Rasmus Andresen ist Flensburger Landtagsabgeordneter und Kandidat zur Europawahl 2019.

2 Kommentare

  1. Zustimmung: Wir wollen nicht, dass Milliardäre und Multi-Millionäre jedes Jahr reicher werden, während andere täglich Sorgenfalten wegen der Frage bekommen, wie sie sich und ihre Familie versorgen sollen. Doch in Sachen Steuern ist gleichzeitig auch GRÜNE-Selbstkritik notwendig: Wir GRÜNE sollten nicht darauf pochen, sämtliche Forderungen im Wahlprogramm auch dort bereits gegenfinanzieren zu können. Das hört sich blauäugig an, aber in einer Koalition werden wir doch auch nicht sämtliche Forderungen durchbekommen, müssen also in der Realität auch nur einen Teil unserer Forderungen gegenfinanzieren. Und entscheidend ist nun einmal die Realität, entscheidend ist der Koalitionsvertrag. Zudem gibt es leider keinen Ehrlichkeits-Bonus für die Ankündigung von Steuererhöhungen, Frau Merkel hat das 2005 gemerkt und wir spätestens 2013.

    Ich rechne meinem Sohn auch nicht vor, was seine weihnachtliche Wunschliste kosten würde und wie ich dieses ggf. gegenfinanzieren würde. Stattdessen bekommt er nur den Teil erfüllt, den meine Frau und ich für sinnvoll und/oder bezahlbar halten. Und diese realen Geschenke bezahlen wir dann auch, nicht aber die hypothetische Wunschliste. Diese Metapher kann gerne auf den Unterschied zwischen dem Wahlprogramm und dem Koalitionsvertrag angewendet werden:

    Der Weg, davon auszugehen, dass wir alle Forderungen durchbekommen und daher schon entsprechende Steuererhöhungen anzukündigen, war kein guter und sollte nicht erneut beschritten werden. Das bedeutet doch nicht, dass wir Steuererhöhungen im Geiste einer Ersatz-FDP prinzipiell abschwören, sondern nur, dass wir die Konzepte parat haben, sie nur im nötigen Maße einsetzen und daher auch nicht so ankündigen, als ob wir unser Programm zu 100% umsetzen könnten. Die Finanzierung des Koalitionsvertrages ist sicherzustellen, nicht aber die Finanzierung des Wahlprogrammes.

    In der Realität, nach der Wahl und in einer Koalition müssen wir schließlich nur das gegenfinanzieren, was wir auch realistisch machen können. Die Gegenfinanzierung für eine Alleinregierung der Grünen vorzulegen, war einfach übereilt und hat uns bekanntlich leider 2013 zudem viele Prozente gekostet. Eine Korrektur dieses Ansatzes ist nötig, diese Korrektur fordere ich hiermit ein.
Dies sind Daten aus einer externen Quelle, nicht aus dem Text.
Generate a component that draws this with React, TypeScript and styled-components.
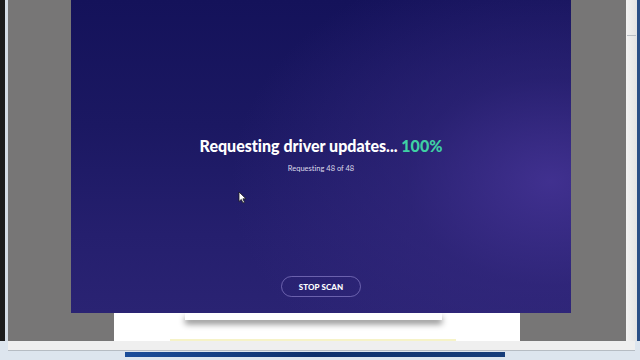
import React from "react";
import styled, { createGlobalStyle } from "styled-components";

const GlobalStyle = createGlobalStyle`
  html, body {
    margin: 0;
    padding: 0;
    background: #dce4ec;
    overflow: hidden;
  }
`;

const Screen = styled.div`
  width: 640px;
  height: 360px;
  display: flex;
  flex-direction: column;
  background: #dde5ee;
  font-family: "Lato", "Open Sans", sans-serif;
  font-variant-ligatures: none;
  position: relative;
  overflow: hidden;
`;

const WindowRow = styled.div`
  display: flex;
  height: 341px;
`;

const DarkEdge = styled.div<{ $w: number; $color: string }>`
  width: ${(p) => p.$w}px;
  background: ${(p) => p.$color};
  flex-shrink: 0;
`;

const Viewport = styled.div`
  flex: 1;
  display: flex;
  flex-direction: column;
  background: #777676;
`;

const TopRow = styled.div`
  display: flex;
  height: 313px;
  padding-left: 63px;
`;

const Panel = styled.div`
  width: 500px;
  height: 313px;
  display: flex;
  flex-direction: column;
  align-items: center;
  position: relative;
  background: radial-gradient(
      ellipse 320px 230px at 96% 58%,
      rgba(70, 52, 150, 0.85) 0%,
      rgba(55, 42, 130, 0.5) 45%,
      rgba(40, 32, 110, 0) 100%
    ),
    linear-gradient(180deg, #14125a 0%, #1b1862 40%, #251f6e 75%, #2a2373 100%);
`;

const Title = styled.h1`
  margin: 135px 0 0;
  font-size: 16px;
  font-weight: 900;
  color: #ffffff;
  line-height: 22px;
`;

const Percent = styled.span`
  color: #3fd0a4;
`;

const Sub = styled.p`
  margin: 6px 0 0;
  font-size: 7.5px;
  color: #dcdaea;
  line-height: 12px;
`;

const StopButton = styled.button`
  margin-top: 101px;
  width: 80px;
  height: 21px;
  border-radius: 11px;
  border: 1px solid rgba(160, 150, 220, 0.55);
  background: transparent;
  color: #ffffff;
  font-family: inherit;
  font-size: 8px;
  font-weight: 900;
  letter-spacing: 0.1px;
  padding: 0;
`;

const Cursor = styled.svg`
  position: absolute;
  left: 167px;
  top: 191px;
`;

const BottomRow = styled.div`
  display: flex;
  height: 28px;
  padding-left: 106px;
`;

const Paper = styled.div`
  width: 406px;
  background: #ffffff;
  display: flex;
  flex-direction: column;
  align-items: flex-start;
  padding-left: 71px;
  box-sizing: border-box;
`;

const Card = styled.div`
  width: 257px;
  height: 7px;
  background: #ffffff;
  box-shadow: 0 4px 6px rgba(0, 0, 0, 0.45);
`;

const PaperLine = styled.div`
  margin-top: auto;
  margin-left: -15px;
  width: 286px;
  height: 2px;
  background: #f6f3c8;
`;

const VScroll = styled.div`
  width: 11px;
  background: linear-gradient(90deg, #f2f2f2, #e3e3e3);
  display: flex;
  flex-direction: column;
  align-items: center;
  padding-top: 25px;
  box-sizing: border-box;
`;

const Thumb = styled.div`
  width: 9px;
  height: 10px;
  border-bottom: 1px solid #b9bec4;
`;

const HScroll = styled.div`
  height: 9px;
  margin-left: 8px;
  margin-right: 5px;
  background: #efefef;
  border-bottom: 1px solid #b6bcc3;
`;

const TaskStrip = styled.div`
  display: flex;
  height: 5px;
  margin-top: 1px;
  padding-left: 125px;
`;

const TaskBlue = styled.div`
  width: 380px;
  background: linear-gradient(90deg, #1b4d9a, #0d2f6b 50%, #163d7a);
`;

const App: React.FC = () => {
  return (
    <Screen>
      <GlobalStyle />
      <WindowRow>
        <DarkEdge $w={5} $color="#1c1c1c" />
        <DarkEdge $w={3} $color="#d5dde6" />
        <Viewport>
          <TopRow>
            <Panel>
              <Title>
                Requesting driver updates... <Percent>100%</Percent>
              </Title>
              <Sub>Requesting 48 of 48</Sub>
              <StopButton>STOP SCAN</StopButton>
              <Cursor width="9" height="13" viewBox="0 0 9 13">
                <path
                  d="M1 1 L1 10.5 L3.3 8.4 L5 12 L6.5 11.3 L4.9 7.8 L8 7.8 Z"
                  fill="#ffffff"
                  stroke="#1a1a1a"
                  strokeWidth="0.8"
                />
              </Cursor>
            </Panel>
          </TopRow>
          <BottomRow>
            <Paper>
              <Card />
              <PaperLine />
            </Paper>
          </BottomRow>
        </Viewport>
        <VScroll>
          <Thumb />
        </VScroll>
        <DarkEdge $w={3} $color="#2a4f86" />
      </WindowRow>
      <HScroll />
      <TaskStrip>
        <TaskBlue />
      </TaskStrip>
    </Screen>
  );
};

export default App;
  2. Ich teile die Meinung von Herrn Schmagold, dass man mit dem Thema Steuererhöhung immer sehr überlegt umgehen muss, weil man sofort damit im Feuer steht. ABER gleichzeitig würden sich die Grünen wohltuend von allen anderen abheben, wenn sie zumindest ein Mindestmaß an Ehrlichkeit dokumentieren. Ich glaube, dass man damit in der Öffentlichkeit inzwischen punkten kann. Daneben besteht der neue Aspekt in der Piketty Debatte doch genau darin, dass Ungleichheiten auf der Vermögens- und Einkommensseite thematisiert werden. Hier gibt es ganz sicher auch eine Menge unaufgeregte Lösungen, die in der Öffentlichkeit verkauft werden können. Wichtig ist dabei aber, dass das alles völlig ideologiefrei und pragmatisch rüberkommt. Ein schönes Beispiel ist die Erbschaftssteuer. Die ganze aufgeregte Diskussion über das Betriebsvermögen lässt sich doch ganz einfach durch den Vorschlag auflösen: wenn die Steuerschuld nicht unmittelbar bezahlt werden kann, dann tritt der Staat bis auf weiteres als Stiller  Gesellschafter ein. Seinen Anteil am Betriebsgewinn gibt es im Rahmen der jährlichen Steuererklärung des Unternehmens, ansonsten hält er sich raus aus dem Tagesgeschäft. Kombiniert mit ausreichenden Freibeträgen – fertig ist die Lösung. Das müsste mal mit Steuerexperten im Detail diskutiert werden, aber ich kann nicht sehen, welche öffentlich vertretbaren Argumente dagegen sprechen könnten.